Tally how many lines of these entries hold the string "this". Return the number alone.

◇ ◇ ◇ ◇ ◇ ◇ ◇

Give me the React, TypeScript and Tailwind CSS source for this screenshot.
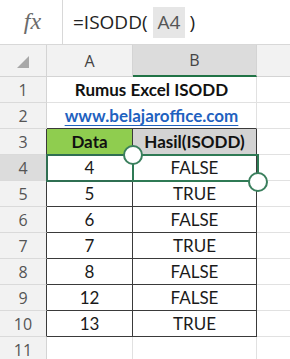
import React from "react";

const rows: { n: number; a: string; b: string }[] = [
  { n: 4, a: "4", b: "FALSE" },
  { n: 5, a: "5", b: "TRUE" },
  { n: 6, a: "6", b: "FALSE" },
  { n: 7, a: "7", b: "TRUE" },
  { n: 8, a: "8", b: "FALSE" },
  { n: 9, a: "12", b: "FALSE" },
  { n: 10, a: "13", b: "TRUE" },
];

const cellFont = { fontFamily: "Lato, 'Liberation Sans', sans-serif" };
const uiFont = { fontFamily: "'Open Sans', 'Noto Sans', sans-serif" };

function RowHead({ n, dark, selected }: { n: number; dark?: boolean; selected?: boolean }) {
  return (
    <div
      className={`h-[26px] box-border border-b border-r border-b-[#dadada] flex items-center justify-center text-[16px] text-[#555] ${
        selected ? "bg-[#dcdcdc]" : "bg-[#f2f2f2]"
      } ${dark ? "border-r-[#3a3a3a]" : "border-r-[#d4d4d4]"}`}
      style={uiFont}
    >
      {n}
    </div>
  );
}

export default function App() {
  return (
    <div className="w-[290px] h-[359px] overflow-hidden bg-white relative">
      {/* formula bar */}
      <div className="h-[45px] flex border-b border-[#d8d8d8] box-border">
        <div className="w-[63px] border-r border-[#d8d8d8] flex items-center justify-center">
          <span
            className="italic text-[24px] text-[#6b6b6b] -mt-[2px] ml-[3px]"
            style={{ fontFamily: "'Liberation Serif', 'DejaVu Serif', serif" }}
          >
            fx
          </span>
        </div>
        <div className="flex items-center pl-[10px] text-[19px] text-[#222]" style={uiFont}>
          <span>=ISODD(</span>
          <span className="ml-[5px] h-[31px] px-[5px] bg-[#e6e6e6] flex items-center text-[#555]">A4</span>
          <span className="ml-[4px]">)</span>
        </div>
      </div>

      {/* grid */}
      <div className="relative grid grid-cols-[47px_86px_124px_1fr]">
        {/* header row */}
        <div className="h-[32px] bg-[#f2f2f2] border-r border-b border-[#d4d4d4] box-border flex items-end justify-end pr-[17px] pb-[8px]">
          <svg width="12" height="12" viewBox="0 0 12 12">
            <polygon points="12,0 12,12 0,12" fill="#a8a8a8" />
          </svg>
        </div>
        <div
          className="h-[32px] bg-[#f2f2f2] border-r border-b border-[#d4d4d4] box-border flex items-center justify-center text-[16px] text-[#444]"
          style={uiFont}
        >
          A
        </div>
        <div
          className="h-[32px] bg-[#dcdcdc] border-r border-r-[#d4d4d4] border-b-2 border-b-[#217346] box-border flex items-center justify-center text-[16px] text-[#444]"
          style={uiFont}
        >
          B
        </div>
        <div className="h-[32px] bg-[#f2f2f2] border-b border-[#d4d4d4] box-border" />

        {/* row 1 */}
        <RowHead n={1} />
        <div
          className="col-span-2 h-[26px] box-border border-b border-r border-[#e1e1e1] flex items-center justify-center font-bold text-[17px] text-[#111]"
          style={cellFont}
        >
          Rumus Excel ISODD
        </div>
        <div className="h-[26px] box-border border-b border-[#e1e1e1]" />

        {/* row 2 */}
        <RowHead n={2} />
        <div
          className="col-span-2 h-[26px] box-border border-b border-b-[#3a3a3a] border-r border-r-[#e1e1e1] flex items-center justify-center font-bold text-[17px] text-[#1f62c0] underline underline-offset-[3px]"
          style={cellFont}
        >
          www.belajaroffice.com
        </div>
        <div className="h-[26px] box-border border-b border-[#e1e1e1]" />

        {/* row 3 */}
        <RowHead n={3} dark />
        <div
          className="h-[26px] box-border border-b border-r border-[#3a3a3a] bg-[#8fcd4f] flex items-center justify-center font-bold text-[17px] text-[#111]"
          style={cellFont}
        >
          Data
        </div>
        <div
          className="h-[26px] box-border border-b border-r border-[#3a3a3a] bg-[#d3d3d3] flex items-center justify-center font-bold text-[17px] text-[#111]"
          style={cellFont}
        >
          Hasil(ISODD)
        </div>
        <div className="h-[26px] box-border border-b border-[#e1e1e1]" />

        {rows.map((r) => (
          <React.Fragment key={r.n}>
            <RowHead n={r.n} dark selected={r.n === 4} />
            <div
              className="h-[26px] box-border border-b border-r border-[#3a3a3a] flex items-center justify-center text-[17px] text-[#1a1a1a]"
              style={cellFont}
            >
              {r.a}
            </div>
            <div
              className="h-[26px] box-border border-b border-r border-[#3a3a3a] flex items-center justify-center text-[17px] text-[#1a1a1a]"
              style={cellFont}
            >
              {r.b}
            </div>
            <div className="h-[26px] box-border border-b border-[#e1e1e1]" />
          </React.Fragment>
        ))}

        {/* row 11 */}
        <RowHead n={11} />
        <div className="h-[26px] box-border border-b border-r border-[#e1e1e1]" />
        <div className="h-[26px] box-border border-b border-r border-[#e1e1e1]" />
        <div className="h-[26px] box-border border-b border-[#e1e1e1]" />

        {/* reference highlight on A4 */}
        <div className="absolute left-[46px] top-[109px] w-[88px] h-[28px] border-2 border-[#2f6f52] box-border pointer-events-none" />
        {/* selection on B4 */}
        <div className="absolute left-[132px] top-[109px] w-[127px] h-[28px] border-2 border-[#2f7a55] box-border pointer-events-none" />
        <div className="absolute left-[123px] top-[100px] w-[20px] h-[20px] rounded-full bg-white border-2 border-[#3a7f5d] box-border" />
        <div className="absolute left-[248px] top-[127px] w-[20px] h-[20px] rounded-full bg-white border-2 border-[#3a7f5d] box-border" />
      </div>
    </div>
  );
}
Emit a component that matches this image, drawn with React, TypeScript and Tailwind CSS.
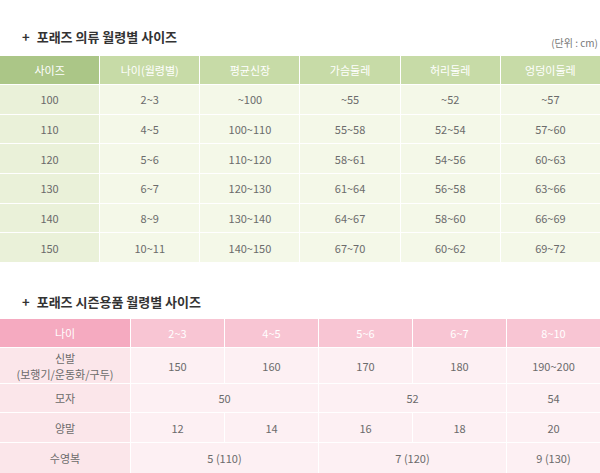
const font = { fontFamily: '"Noto Sans CJK KR", "Noto Sans", sans-serif' }

const clothHead = ["사이즈", "나이(월령별)", "평균신장", "가슴둘레", "허리둘레", "엉덩이둘레"]
const clothRows = [
  ["100", "2~3", "~100", "~55", "~52", "~57"],
  ["110", "4~5", "100~110", "55~58", "52~54", "57~60"],
  ["120", "5~6", "110~120", "58~61", "54~56", "60~63"],
  ["130", "6~7", "120~130", "61~64", "56~58", "63~66"],
  ["140", "8~9", "130~140", "64~67", "58~60", "66~69"],
  ["150", "10~11", "140~150", "67~70", "60~62", "69~72"],
]

function Title({ text }: { text: string }) {
  return (
    <div className="flex items-center pl-[22px] text-[13px] leading-[18px] font-bold text-[#333]">
      <span className="mr-[7px]">+</span>
      <span>{text}</span>
    </div>
  )
}

function Cell({ children, className = "" }: { children: React.ReactNode; className?: string }) {
  return (
    <div className={`flex items-center justify-center text-center text-[11px] leading-[14px] ${className}`}>
      {children}
    </div>
  )
}

export default function App() {
  return (
    <div className="w-[600px] h-[473px] overflow-hidden bg-white" style={font}>
      <div className="flex justify-between items-start pt-[28px]">
        <Title text="포래즈 의류 월령별 사이즈" />
        <span className="mt-[8px] mr-[2px] text-[10px] leading-[14px] text-[#777]">(단위 : cm)</span>
      </div>

      <div className="mt-[6px] grid grid-cols-6 gap-px bg-white">
        {clothHead.map((h, i) => (
          <Cell key={h} className={`h-[28px] text-white ${i === 0 ? "bg-[#abc687]" : "bg-[#c7dba7]"}`}>
            {h}
          </Cell>
        ))}
        {clothRows.map((row) =>
          row.map((v, i) => (
            <Cell
              key={row[0] + i}
              className={`h-[28.7px] text-[#6b6b6b] ${i === 0 ? "bg-[#eaf1d9]" : "bg-[#f4f8e8]"}`}
            >
              {v}
            </Cell>
          ))
        )}
      </div>

      <div className="mt-[31px]">
        <Title text="포래즈 시즌용품 월령별 사이즈" />
      </div>

      <div className="mt-[8px] grid grid-cols-[130px_repeat(5,1fr)] gap-px bg-white text-[#6b6b6b]">
        <Cell className="h-[28px] bg-[#f5aac0] text-white">나이</Cell>
        {["2~3", "4~5", "5~6", "6~7", "8~10"].map((a) => (
          <Cell key={a} className="h-[28px] bg-[#f8c5d3] text-white">
            {a}
          </Cell>
        ))}

        <Cell className="flex-col h-[35px] bg-[#fbe6ea]">
          <span className="leading-[16px]">신발</span>
          <span className="leading-[16px]">(보행기/운동화/구두)</span>
        </Cell>
        {["150", "160", "170", "180", "190~200"].map((v) => (
          <Cell key={v} className="h-[35px] bg-[#fdf0f3]">
            {v}
          </Cell>
        ))}

        <Cell className="h-[28px] bg-[#fbe6ea]">모자</Cell>
        <Cell className="col-span-2 h-[28px] bg-[#fdf0f3]">50</Cell>
        <Cell className="col-span-2 h-[28px] bg-[#fdf0f3]">52</Cell>
        <Cell className="h-[28px] bg-[#fdf0f3]">54</Cell>

        <Cell className="h-[29px] bg-[#fbe6ea]">양말</Cell>
        {["12", "14", "16", "18", "20"].map((v) => (
          <Cell key={v} className="h-[29px] bg-[#fdf0f3]">
            {v}
          </Cell>
        ))}

        <Cell className="h-[30px] bg-[#fbe6ea]">수영복</Cell>
        <Cell className="col-span-2 h-[30px] bg-[#fdf0f3]">5 (110)</Cell>
        <Cell className="col-span-2 h-[30px] bg-[#fdf0f3]">7 (120)</Cell>
        <Cell className="h-[30px] bg-[#fdf0f3]">9 (130)</Cell>
      </div>
    </div>
  )
}
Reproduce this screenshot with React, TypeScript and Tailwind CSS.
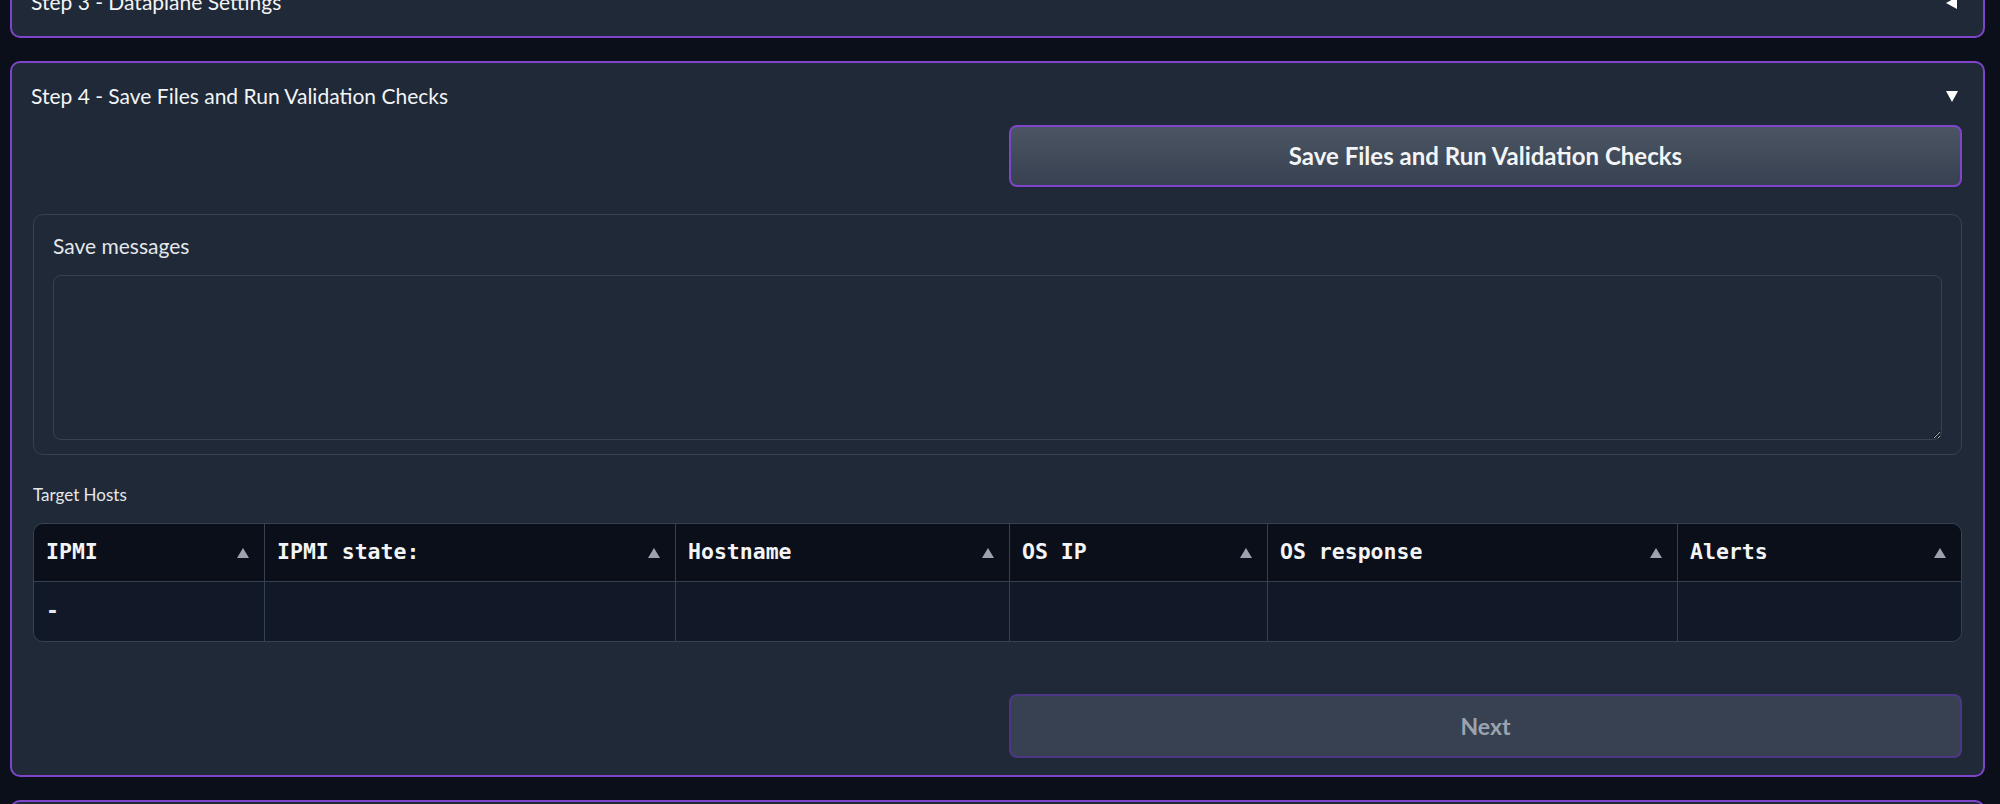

◇ ◇ ◇ ◇ ◇ ◇ ◇

= THE SOLUTION =
3